An earlier post explains the distinction between mental acts and mental actions. But a logically prior question is whether there are any mental acts in the first place. Suppose I hear the characteristic rumble of a Harley-Davidson engine and then suddenly think of Peter. One cannot move straightaway from such a commonplace observation recorded in ordinary English to talk of mental acts of perceiving and of remembering. This is because 'mental act' is a terminus technicus embedded within a theory. It is a term that drags behind it a load of theoretical baggage that one may not want to take on board. Every mental act is a mental state, a state of a mind. (A state is necessarily a state of something; a mental state is necessarily a state of a mental something.) So talk of mental acts seems to commit one to talk of minds or mental subjects. But their existence is denied by those (Sartre, Butchvarov, et al.) who maintain that consciousness is subjectless. That theoretical denial, however, is consistent with the commonplace that we sometimes hear and remember. On the other hand, talk of mental acts commits one to an act-object distinction, a distinction that adverbialists deny. So although it is obvious that we sometimes hear and remember, it is not obvious that there are mental acts. So we need an argument. Here is one. It is my reconstruction of what I think Laird Addis is saying on p. 71 et passim of Natural Signs: A Theory of Intentionality (Temple University Press, 1989).

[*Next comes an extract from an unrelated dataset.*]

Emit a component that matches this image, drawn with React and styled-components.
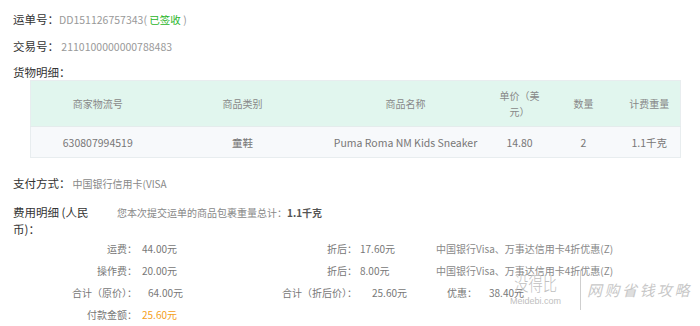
import React from "react";
import styled, { createGlobalStyle } from "styled-components";

const GlobalStyle = createGlobalStyle`
  body {
    margin: 0;
    background: #fff;
    font-family: "Noto Sans CJK SC", "Noto Sans", sans-serif;
    font-size: 10px;
  }
`;

const columns = [
  { title: "商家物流号", width: 134, value: "630807994519" },
  { title: "商品类别", width: 156, value: "童鞋" },
  { title: "商品名称", width: 170, value: "Puma Roma NM Kids Sneaker" },
  { title: "单价（美元）", width: 58, value: "14.80" },
  { title: "数量", width: 70, value: "2" },
  { title: "计费重量", width: 62, value: "1.1千克" },
];

const fees = [
  {
    label: "运费：",
    value: "44.00元",
    label2: "折后：",
    value2: "17.60元",
    note: "中国银行Visa、万事达信用卡4折优惠(Z)",
  },
  {
    label: "操作费：",
    value: "20.00元",
    label2: "折后：",
    value2: "8.00元",
    note: "中国银行Visa、万事达信用卡4折优惠(Z)",
  },
  {
    label: "合计（原价）：",
    value: "64.00元",
    label2: "合计（折后价）：",
    value2: "25.60元",
    discount: "38.40元",
    total: true,
  },
];

const App = () => {
  return (
    <>
      <GlobalStyle />
      <Page>
        <InfoLine>
          <Label>运单号：</Label>
          <Muted>DD151126757343(</Muted>
          <Status> 已签收 </Status>
          <Muted>)</Muted>
        </InfoLine>
        <InfoLine>
          <Label>交易号：</Label>
          <Muted> 2110100000000788483</Muted>
        </InfoLine>
        <Heading>货物明细：</Heading>

        <Table>
          <thead>
            <tr>
              {columns.map((c) => (
                <Th key={c.title} $w={c.width}>
                  {c.title}
                </Th>
              ))}
            </tr>
          </thead>
          <tbody>
            <tr>
              {columns.map((c) => (
                <Td key={c.title}>{c.value}</Td>
              ))}
            </tr>
          </tbody>
        </Table>

        <PayLine>
          <Label>支付方式：</Label>
          <PayValue>中国银行信用卡(VISA</PayValue>
        </PayLine>

        <FeeHead>
          <FeeTitle>费用明细 (人民币)：</FeeTitle>
          <Summary>
            您本次提交运单的商品包裹重量总计：<b>1.1千克</b>
          </Summary>
        </FeeHead>

        <FeeGrid>
          {fees.map((f) => (
            <React.Fragment key={f.label}>
              <FeeLabel>{f.label}</FeeLabel>
              <FeeValue $indent={f.total ? 11 : 5}>{f.value}</FeeValue>
              <FeeLabel>{f.label2}</FeeLabel>
              <FeeValue $indent={f.total ? 15 : 3}>{f.value2}</FeeValue>
              {f.discount ? (
                <Discount>
                  优惠：<span>{f.discount}</span>
                </Discount>
              ) : (
                <Note>{f.note}</Note>
              )}
            </React.Fragment>
          ))}
          <FeeLabel>付款金额：</FeeLabel>
          <FeeValue $indent={5} $accent>
            25.60元
          </FeeValue>
        </FeeGrid>

        <Watermark>
          <Brand>
            <BrandName>没得比</BrandName>
            <BrandUrl>Meidebi.com</BrandUrl>
          </Brand>
          <Slogan>网购省钱攻略</Slogan>
        </Watermark>
      </Page>
    </>
  );
};

const Page = styled.div`
  position: relative;
  width: 700px;
  height: 326px;
  overflow: hidden;
  box-sizing: border-box;
  padding: 11px 0 0 13px;
`;

const InfoLine = styled.div`
  line-height: 17px;
  margin-bottom: 10px;
  white-space: pre;
`;

const Label = styled.span`
  color: #333;
  font-size: 11.5px;
`;

const Muted = styled.span`
  color: #999;
  font-size: 10.5px;
`;

const Status = styled.span`
  color: #2ab52a;
  font-size: 10.5px;
`;

const Heading = styled.div`
  color: #333;
  font-size: 11.5px;
  line-height: 15px;
`;

const Table = styled.table`
  margin-left: 17px;
  width: 650px;
  border-collapse: collapse;
  table-layout: fixed;
  border: 1px solid #e8edef;
`;

const Th = styled.th`
  width: ${(p) => p.$w}px;
  height: 46px;
  padding: 0 4px;
  box-sizing: border-box;
  background: #e1f6ee;
  color: #888;
  font-size: 10px;
  font-weight: normal;
  line-height: 16px;
  text-align: center;
  border-bottom: 1px solid #e4ecec;
`;

const Td = styled.td`
  height: 30px;
  padding: 0;
  background: #f7f9fb;
  color: #777;
  font-size: 10.5px;
  text-align: center;
`;

const PayLine = styled.div`
  margin-top: 17px;
  line-height: 17px;
`;

const PayValue = styled.span`
  color: #888;
  margin-left: 2px;
`;

const FeeHead = styled.div`
  display: flex;
  margin-top: 12px;
  line-height: 17px;
`;

const FeeTitle = styled.div`
  width: 82px;
  color: #333;
  font-size: 11.5px;
`;

const Summary = styled.div`
  margin-left: 22px;
  color: #888;
  font-size: 10px;
  b {
    color: #555;
  }
`;

const FeeGrid = styled.div`
  display: grid;
  grid-template-columns: 124px 101px 119px 79px 1fr;
  grid-auto-rows: 22px;
  align-items: center;
  margin-top: -1px;
`;

const FeeLabel = styled.div`
  text-align: right;
  color: #777;
  white-space: nowrap;
`;

const FeeValue = styled.div`
  padding-left: ${(p) => p.$indent}px;
  color: ${(p) => (p.$accent ? "#f5a020" : "#777")};
  white-space: nowrap;
`;

const Note = styled.div`
  color: #888;
  white-space: nowrap;
`;

const Discount = styled.div`
  padding-left: 11px;
  color: #777;
  white-space: nowrap;
  span {
    margin-left: 12px;
  }
`;

const Watermark = styled.div`
  position: absolute;
  left: 514px;
  top: 270px;
  display: flex;
  align-items: flex-start;
  white-space: nowrap;
  pointer-events: none;
  color: #c0c0c0;
`;

const Brand = styled.div`
  display: flex;
  flex-direction: column;
  align-items: center;
  width: 43px;
  padding-right: 23px;
  border-right: 1px solid #cfcfcf;
  height: 40px;
`;

const BrandName = styled.div`
  font-size: 19px;
  line-height: 26px;
  font-weight: 300;
  transform: scaleX(0.75);
`;

const BrandUrl = styled.div`
  font-size: 9px;
  line-height: 11px;
  font-family: "Liberation Sans", sans-serif;
`;

const Slogan = styled.div`
  margin-left: 6px;
  margin-top: 9px;
  font-size: 15px;
  letter-spacing: 2.5px;
  color: #c8c8c8;
  font-style: italic;
`;

export default App;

1. Consider two states of affairs, S1 and S2. In S1 I am imagining a unicorn (and nothing else) at time t, while in S2 I am imagining a mermaid (and nothing else) at t. S1 and S2 are individually possible, though not jointly compossible.
2. S1 and S2 are numerically different, and this difference requires a ground, a 'difference-maker.'
3. One cannot locate the difference-maker on the side of the object, because there are no unicorns and there are no mermaids. (For an analogy, compare two mathematical sets, one whose sole member is a unicorn, the other whose sole member is a mermaid. These sets are the same set, the null set, inasmuch as there is nothing that could ground their difference.)
4. Since both S1 and S2 involve the same type of mental directedness, namely, imagination, the difference between S1 and S2 cannot be ascribed to a difference in type of mental directedness.
5. Since one and the same subject is the imaginer in both cases, the difference between S1 and S2 is not on the side of the subject. Therefore:
6. There must be something that grounds the difference between S1 and S2, and this all men call 'mental act.'
Cuteness and quinque viae parody aside, there must be something that grounds the difference between S1 and S2 assuming the Difference-Maker Principle: No difference without a difference-maker. This principle strikes me as well-nigh self-evident: how on Earth (or on Twin Earth for that matter) could two different complexes just differ? S1 and S2 are complexes not simples: their numerical difference requires an ontological ground. Suppose someone insisted that the unordered set {Bill, Peter} is just different -- barely different -- from the unordered set {Peter, Bill}. You would show him the door, right? I can swallow a bare difference of simples but not of complexes.
The difference between S1 and S2, then, traces back to a difference between two mental acts. If you ask me what makes these two mental acts different, my answer will be that they differ in their object-directedness: one has unicorn-directedness, the other mermaid-directedness. Perhaps this could be explained further by saying that a mental act is a mental state, where a mental state is a mind's exemplification of an intentional property. So in S1 my mind exemplifies the intentional property unicorn-directedness while in S2 my mind exemplifies the intentional property mermaid-directedness. These property-exemplifications just are the mental acts.
This is pretty close to a Bergmann-Addis assay of the act. If it could be made to work in all details, then we could avoid Meinongianism, Adverbialism, and Sartreanism (Sartvarovianism?). But being an aporetician, I am not sanguine.